> DATASET SECTION:

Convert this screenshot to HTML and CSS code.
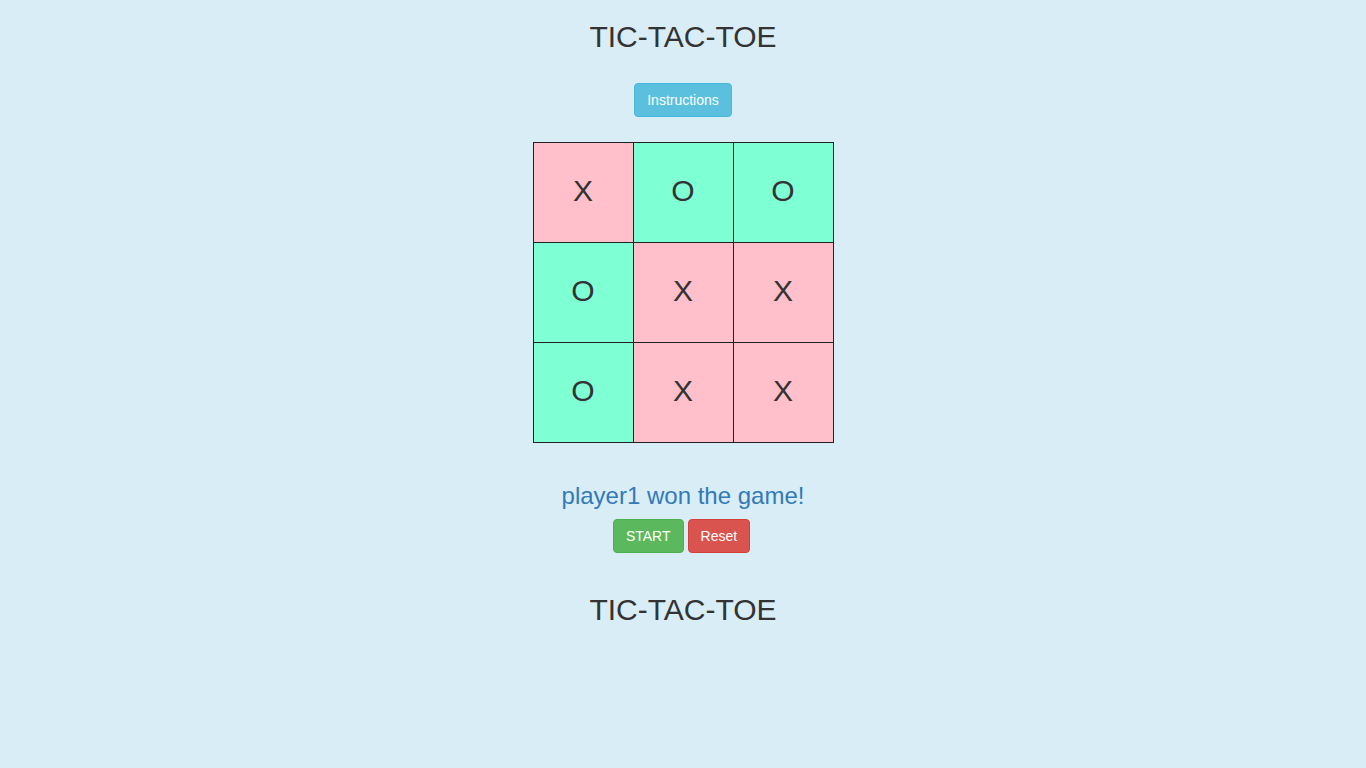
FILE: index.html
```html
<!DOCTYPE html>
<html>
<head>
<meta charset="utf-8">
<link rel="stylesheet" href="styles.css">
</head>
<body>
<div class="page">
  <h2 class="title">TIC-TAC-TOE</h2>
  <button class="btn btn-info">Instructions</button>
  <div class="board">
    <div class="cell x">X</div>
    <div class="cell o">O</div>
    <div class="cell o">O</div>
    <div class="cell o">O</div>
    <div class="cell x">X</div>
    <div class="cell x">X</div>
    <div class="cell o">O</div>
    <div class="cell x">X</div>
    <div class="cell x">X</div>
  </div>
  <h3 class="status">player1 won the game!</h3>
  <div class="actions">
    <button class="btn btn-success">START</button>
    <button class="btn btn-danger">Reset</button>
  </div>
  <h2 class="title title-bottom">TIC-TAC-TOE</h2>
</div>
</body>
</html>
```

FILE: styles.css
```css
html, body {
  margin: 0;
  padding: 0;
  background: #d9edf7;
  font-family: "Liberation Sans", Arial, sans-serif;
  font-size: 14px;
  color: #333;
  min-height: 768px;
}
.page {
  display: flex;
  flex-direction: column;
  align-items: center;
}
.title {
  font-size: 30px;
  font-weight: 400;
  line-height: 33px;
  margin: 20px 0 30px;
  color: #333;
}
.title-bottom {
  margin-top: 40px;
}
.btn {
  font-family: "Liberation Sans", Arial, sans-serif;
  font-size: 14px;
  line-height: 20px;
  padding: 6px 12px;
  border: 1px solid transparent;
  border-radius: 4px;
  color: #fff;
  cursor: pointer;
}
.btn-info {
  background: #5bc0de;
  border-color: #46b8da;
}
.btn-success {
  background: #5cb85c;
  border-color: #4cae4c;
}
.btn-danger {
  background: #d9534f;
  border-color: #d43f3a;
}
.board {
  margin-top: 25px;
  display: grid;
  grid-template-columns: repeat(3, 100px);
  grid-auto-rows: 100px;
  border-left: 1px solid #222;
  border-top: 1px solid #222;
}
.cell {
  border-right: 1px solid #222;
  border-bottom: 1px solid #222;
  display: flex;
  align-items: center;
  justify-content: center;
  padding-bottom: 3px;
  box-sizing: border-box;
  font-size: 30px;
  color: #333;
}
.cell.x { background: #ffc0cb; }
.cell.o { background: #7fffd4; }
.status {
  font-size: 24px;
  font-weight: 400;
  line-height: 26px;
  margin: 40px 0 10px;
  color: #337ab7;
}
.actions {
  display: flex;
  gap: 4px;
  margin-right: 3px;
}
```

> AIM OF THE EXERCISE:
Leave every image out, and retype the material exactly.

> SOLUTION TO THIS PROBLEM:
Convert this screenshot to HTML and CSS code.
FILE: index.html
```html
<!DOCTYPE html>
<html>
<head>
<meta charset="utf-8">
<link rel="stylesheet" href="styles.css">
</head>
<body>
<div class="page">
  <h2 class="title">TIC-TAC-TOE</h2>
  <button class="btn btn-info">Instructions</button>
  <div class="board">
    <div class="cell x">X</div>
    <div class="cell o">O</div>
    <div class="cell o">O</div>
    <div class="cell o">O</div>
    <div class="cell x">X</div>
    <div class="cell x">X</div>
    <div class="cell o">O</div>
    <div class="cell x">X</div>
    <div class="cell x">X</div>
  </div>
  <h3 class="status">player1 won the game!</h3>
  <div class="actions">
    <button class="btn btn-success">START</button>
    <button class="btn btn-danger">Reset</button>
  </div>
  <h2 class="title title-bottom">TIC-TAC-TOE</h2>
</div>
</body>
</html>
```

FILE: styles.css
```css
html, body {
  margin: 0;
  padding: 0;
  background: #d9edf7;
  font-family: "Liberation Sans", Arial, sans-serif;
  font-size: 14px;
  color: #333;
  min-height: 768px;
}
.page {
  display: flex;
  flex-direction: column;
  align-items: center;
}
.title {
  font-size: 30px;
  font-weight: 400;
  line-height: 33px;
  margin: 20px 0 30px;
  color: #333;
}
.title-bottom {
  margin-top: 40px;
}
.btn {
  font-family: "Liberation Sans", Arial, sans-serif;
  font-size: 14px;
  line-height: 20px;
  padding: 6px 12px;
  border: 1px solid transparent;
  border-radius: 4px;
  color: #fff;
  cursor: pointer;
}
.btn-info {
  background: #5bc0de;
  border-color: #46b8da;
}
.btn-success {
  background: #5cb85c;
  border-color: #4cae4c;
}
.btn-danger {
  background: #d9534f;
  border-color: #d43f3a;
}
.board {
  margin-top: 25px;
  display: grid;
  grid-template-columns: repeat(3, 100px);
  grid-auto-rows: 100px;
  border-left: 1px solid #222;
  border-top: 1px solid #222;
}
.cell {
  border-right: 1px solid #222;
  border-bottom: 1px solid #222;
  display: flex;
  align-items: center;
  justify-content: center;
  padding-bottom: 3px;
  box-sizing: border-box;
  font-size: 30px;
  color: #333;
}
.cell.x { background: #ffc0cb; }
.cell.o { background: #7fffd4; }
.status {
  font-size: 24px;
  font-weight: 400;
  line-height: 26px;
  margin: 40px 0 10px;
  color: #337ab7;
}
.actions {
  display: flex;
  gap: 4px;
  margin-right: 3px;
}
```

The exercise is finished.